Perhaps that’s the play here.
They have had something like this in mind for nearly a decade. The MarkMeadowsization of House Republican politics, still simmering long after his exit from the Hill. https://t.co/T48rN1JAWP
— Robert Costa (@costareports) January 3, 2023
But McCarthy and his allies have warned — conveniently but perhaps not entirely unreasonably — that this approach could drive some moderate Republicans to cross the aisle and join with Democrats to elect a relatively moderate Republican, if they decide the ultraconservatives are being unreasonable. Outgoing Rep. Fred Upton (R-Mich.), whose name has been bandied about, now says he’s open to such an arrangement. And while it’s self-serving for McCarthy allies to float this nightmare scenario so as to apply pressure on the Freedom Caucus, that outcome does feel more plausible when you need only five Republicans to join Democrats to make it happen.

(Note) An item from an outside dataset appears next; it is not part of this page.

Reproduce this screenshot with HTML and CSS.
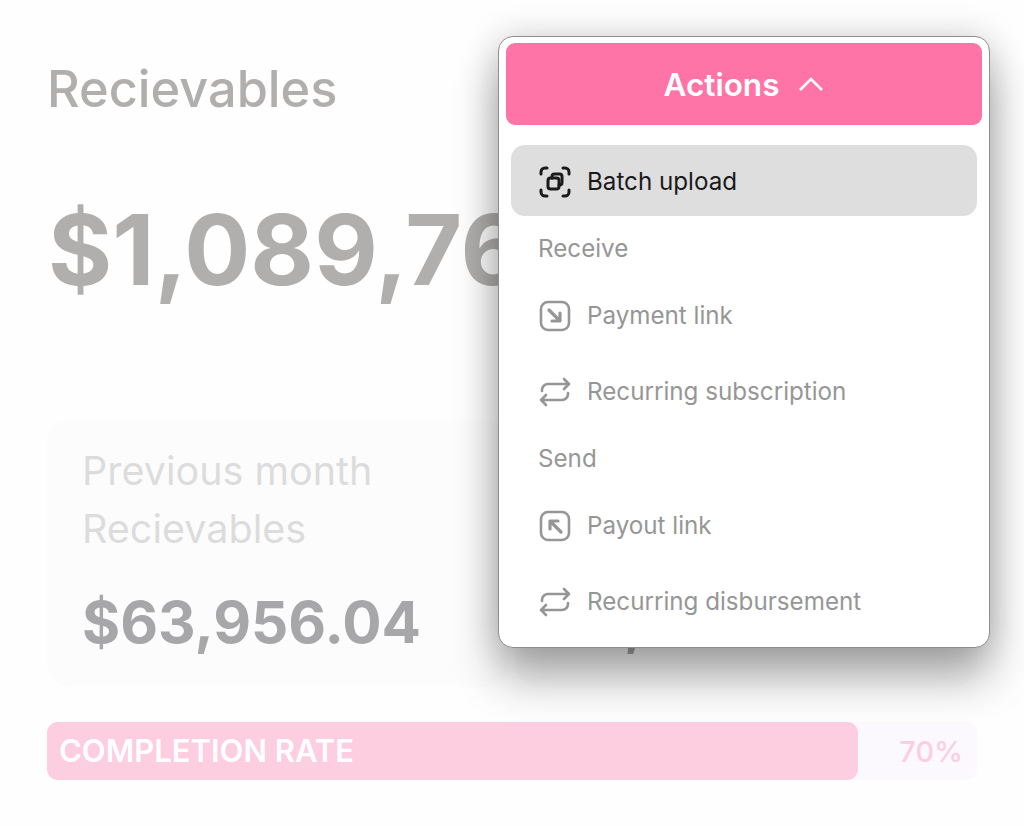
FILE: index.html
```html
<!DOCTYPE html>
<html lang="en">
<head>
  <meta charset="UTF-8">
  <title>Recievables</title>
  <link rel="stylesheet" href="styles.css">
</head>
<body>
  <main class="page">
    <h1 class="title">Recievables</h1>
    <div class="total">$1,089,764.20</div>

    <div class="cards">
      <div class="card">
        <div class="card-label">Previous month<br>Recievables</div>
        <div class="card-value">$63,956.04</div>
      </div>
      <div class="card card-covered">
        <div class="card-value">£8,240.50</div>
      </div>
    </div>

    <div class="progress">
      <div class="progress-fill">COMPLETION RATE</div>
      <div class="progress-num">70%</div>
    </div>
  </main>

  <div class="menu">
    <button class="menu-head">
      Actions
      <svg class="chevron" viewBox="0 0 26 16"><path d="M2 14 13 3l11 11"/></svg>
    </button>

    <div class="menu-item active">
      <svg class="icon" viewBox="0 0 32 32">
        <path d="M8 2H6a4 4 0 0 0-4 4v2M24 2h2a4 4 0 0 1 4 4v2M8 30H6a4 4 0 0 1-4-4v-2M24 30h2a4 4 0 0 0 4-4v-2"/>
        <rect x="9" y="12" width="11" height="11" rx="2.5"/>
        <path d="M13 12v-1.500A2.500 2.500 0 0 1 15.500 8h5A2.500 2.500 0 0 1 23 10.500v6a2.500 2.500 0 0 1-2.500 2.500H20"/>
      </svg>
      Batch upload
    </div>

    <div class="menu-section">Receive</div>
    <div class="menu-item">
      <svg class="icon" viewBox="0 0 32 32">
        <rect x="2" y="2" width="28" height="28" rx="7"/>
        <path class="arrow" d="M10 10 20 20M21 13v8h-8"/>
      </svg>
      Payment link
    </div>
    <div class="menu-item">
      <svg class="icon" viewBox="0 0 32 32">
        <path d="M3 15v-1a6 6 0 0 1 6-6h20M25 3l5 5-5 5M29 17v1a6 6 0 0 1-6 6H3M7 19l-5 5 5 5"/>
      </svg>
      Recurring subscription
    </div>

    <div class="menu-section">Send</div>
    <div class="menu-item">
      <svg class="icon" viewBox="0 0 32 32">
        <rect x="2" y="2" width="28" height="28" rx="7"/>
        <path class="arrow" d="M22 22 12 12M11 19v-8h8"/>
      </svg>
      Payout link
    </div>
    <div class="menu-item">
      <svg class="icon" viewBox="0 0 32 32">
        <path d="M3 15v-1a6 6 0 0 1 6-6h20M25 3l5 5-5 5M29 17v1a6 6 0 0 1-6 6H3M7 19l-5 5 5 5"/>
      </svg>
      Recurring disbursement
    </div>
  </div>
</body>
</html>
```

FILE: styles.css
```css
html, body { margin: 0; height: 100%; }
body { background: #fefefe; font-family: Inter, "Liberation Sans", sans-serif; overflow: hidden; }

.page { width: 930px; padding: 58px 0 0 47px; }
.title { margin: 0; font-size: 50.500px; line-height: 62px; font-weight: 500; color: #b0afad; }
.total { margin: 70px 0 0 1px; font-size: 98px; line-height: 120px; font-weight: 700; color: #b0afad; white-space: nowrap; }

.cards { display: grid; grid-template-columns: 1fr 1fr; gap: 6px; margin-top: 110px; }
.card { padding: 22px 35px 0; background: #fcfcfc; border-radius: 24px; height: 267px; box-sizing: border-box; }
.card-covered { padding-top: 138px; }
.card-label { font-size: 39.500px; line-height: 58px; color: #dcdcdc; white-space: nowrap; }
.card-value { margin-top: 28px; font-size: 58.300px; line-height: 72px; font-weight: 700; color: #a7a7a9; white-space: nowrap; }

.progress { display: flex; align-items: center; height: 58px; margin-top: 35px; background: #fbf9fd; border-radius: 11px; }
.progress-fill { box-sizing: border-box; width: 811px; height: 100%; padding-left: 12px; line-height: 58px; background: #fdcde0; border-radius: 11px; color: #fff; font-size: 31px; font-weight: 600; }
.progress-num { flex: 1; padding-right: 14px; text-align: right; color: #fdcde0; font-size: 29px; font-weight: 500; }

.menu { position: absolute; left: 498px; top: 36px; width: 492px; height: 612px; box-sizing: border-box; padding: 6px 7px; background: #fff; border: 1px solid #8e8e8e; border-radius: 15px; box-shadow: 0 30px 45px rgba(0,0,0,.32), 0 0 35px rgba(0,0,0,.16); }
.menu-head { display: flex; align-items: center; justify-content: center; gap: 19px; width: 100%; height: 82px; background: #ff74a6; border: none; border-radius: 9px; color: #fff; font-family: inherit; font-size: 31.500px; font-weight: 600; }
.chevron { width: 26px; height: 16px; fill: none; stroke: #fff; stroke-width: 2.600; }

.menu-item { display: flex; align-items: center; gap: 16px; box-sizing: border-box; height: 71px; padding: 2px 0 0 28px; margin: 0 5px; font-size: 24.200px; color: #969696; }
.menu-item.active { margin-top: 20px; background: #dedede; border-radius: 14px; color: #1a1a1a; }
.menu-item + .menu-item { margin-top: 5px; }
.menu-section { margin: 18px 0 15px 32px; font-size: 24.200px; line-height: 30px; color: #969696; }

.icon { width: 32px; height: 32px; fill: none; stroke: currentColor; stroke-width: 2.600; stroke-linecap: round; stroke-linejoin: round; }
.icon .arrow { stroke-width: 3.200; }
.active .icon { stroke-width: 3; }
```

Beyond that, there’s no assurance that there would be enough votes for whatever more-palatable conservative the Freedom Caucus might want ultimately to put up. Again, the narrow GOP majority cuts both ways — making it difficult to find a candidate who is good enough for both sides of the party to win with only Republican votes.
What happens next will depend largely on which candidates are put forward. There’s not a Paul D. Ryan out there, someone with huge stature — Ryan was a former vice-presidential nominee when he was elected speaker — and a demonstrated ability to appeal to both sides of the party.
And even if there was, it’s not clear that having those personal qualities would be enough in today’s political climate. After all, despite his consensus reputation, in his first election for speaker, Ryan still lost the votes of nine Republicans — about double what the next speaker can afford to lose if everyone votes.